Gather all lines in the entries below that include the word "React".

╭─ Data for the task

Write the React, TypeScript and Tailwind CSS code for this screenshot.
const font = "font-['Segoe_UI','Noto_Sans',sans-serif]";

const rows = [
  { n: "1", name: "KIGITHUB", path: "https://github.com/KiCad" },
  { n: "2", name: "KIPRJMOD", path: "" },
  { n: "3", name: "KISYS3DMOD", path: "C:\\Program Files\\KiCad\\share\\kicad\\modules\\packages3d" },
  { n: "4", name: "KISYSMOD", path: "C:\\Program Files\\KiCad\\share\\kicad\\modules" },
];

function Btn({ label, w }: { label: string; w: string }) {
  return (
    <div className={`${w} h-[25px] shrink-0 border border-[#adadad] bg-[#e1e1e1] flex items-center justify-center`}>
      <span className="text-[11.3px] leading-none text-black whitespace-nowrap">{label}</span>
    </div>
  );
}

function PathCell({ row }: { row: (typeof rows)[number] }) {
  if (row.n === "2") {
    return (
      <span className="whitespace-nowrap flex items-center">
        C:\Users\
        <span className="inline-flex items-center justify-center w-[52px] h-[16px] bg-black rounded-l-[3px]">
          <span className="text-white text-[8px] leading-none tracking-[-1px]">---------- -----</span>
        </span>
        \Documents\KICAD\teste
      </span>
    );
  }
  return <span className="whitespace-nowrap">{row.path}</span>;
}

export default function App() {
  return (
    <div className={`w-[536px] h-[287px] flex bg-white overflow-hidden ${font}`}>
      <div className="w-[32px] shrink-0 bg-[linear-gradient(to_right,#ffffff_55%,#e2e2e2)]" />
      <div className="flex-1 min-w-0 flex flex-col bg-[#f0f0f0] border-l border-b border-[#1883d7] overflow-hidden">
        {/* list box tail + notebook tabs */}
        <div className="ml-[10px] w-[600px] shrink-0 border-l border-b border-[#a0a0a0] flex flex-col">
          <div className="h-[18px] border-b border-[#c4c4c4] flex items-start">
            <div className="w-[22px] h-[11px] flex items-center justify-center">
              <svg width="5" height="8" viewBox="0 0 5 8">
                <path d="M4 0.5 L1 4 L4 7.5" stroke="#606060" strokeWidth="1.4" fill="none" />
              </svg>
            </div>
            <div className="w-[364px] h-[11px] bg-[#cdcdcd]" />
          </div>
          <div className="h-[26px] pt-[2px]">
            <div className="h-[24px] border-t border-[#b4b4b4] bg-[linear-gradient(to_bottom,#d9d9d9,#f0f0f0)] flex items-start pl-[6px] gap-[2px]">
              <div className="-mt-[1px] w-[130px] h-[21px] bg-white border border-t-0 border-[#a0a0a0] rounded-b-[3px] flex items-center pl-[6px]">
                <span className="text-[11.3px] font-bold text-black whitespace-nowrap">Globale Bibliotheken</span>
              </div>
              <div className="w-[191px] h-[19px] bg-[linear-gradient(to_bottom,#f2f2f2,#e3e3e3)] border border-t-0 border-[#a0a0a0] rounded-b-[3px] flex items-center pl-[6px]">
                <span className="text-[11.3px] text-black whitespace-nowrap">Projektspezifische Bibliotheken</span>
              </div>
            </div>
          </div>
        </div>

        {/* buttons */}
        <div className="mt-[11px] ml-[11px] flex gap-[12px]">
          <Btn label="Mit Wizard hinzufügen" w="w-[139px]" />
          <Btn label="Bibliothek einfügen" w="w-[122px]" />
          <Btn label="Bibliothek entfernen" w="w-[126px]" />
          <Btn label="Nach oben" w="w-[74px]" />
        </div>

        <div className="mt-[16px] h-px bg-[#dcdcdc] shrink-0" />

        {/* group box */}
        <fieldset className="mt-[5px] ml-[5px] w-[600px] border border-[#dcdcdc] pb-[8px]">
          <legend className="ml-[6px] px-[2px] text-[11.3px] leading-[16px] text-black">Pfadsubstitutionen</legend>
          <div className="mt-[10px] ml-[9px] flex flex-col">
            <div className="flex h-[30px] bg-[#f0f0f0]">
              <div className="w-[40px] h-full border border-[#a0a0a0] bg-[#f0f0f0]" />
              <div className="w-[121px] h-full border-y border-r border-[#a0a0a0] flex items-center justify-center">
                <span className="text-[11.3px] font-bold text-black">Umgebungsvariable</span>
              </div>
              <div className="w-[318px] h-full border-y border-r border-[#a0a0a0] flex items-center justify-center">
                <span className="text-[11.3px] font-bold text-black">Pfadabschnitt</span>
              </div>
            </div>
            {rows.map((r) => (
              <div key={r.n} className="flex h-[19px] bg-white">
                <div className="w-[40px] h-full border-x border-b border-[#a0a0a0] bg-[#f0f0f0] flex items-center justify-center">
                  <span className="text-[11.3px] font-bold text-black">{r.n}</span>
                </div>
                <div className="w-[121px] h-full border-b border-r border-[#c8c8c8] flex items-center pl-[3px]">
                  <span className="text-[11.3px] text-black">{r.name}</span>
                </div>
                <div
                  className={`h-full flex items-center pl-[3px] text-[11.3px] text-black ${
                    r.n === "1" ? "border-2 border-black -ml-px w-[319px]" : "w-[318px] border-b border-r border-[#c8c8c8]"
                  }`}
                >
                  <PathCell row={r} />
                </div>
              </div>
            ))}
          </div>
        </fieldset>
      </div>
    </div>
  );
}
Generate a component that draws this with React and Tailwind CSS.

╰─

Solution to this exercise:
Write the React, TypeScript and Tailwind CSS code for this screenshot.
Generate a component that draws this with React and Tailwind CSS.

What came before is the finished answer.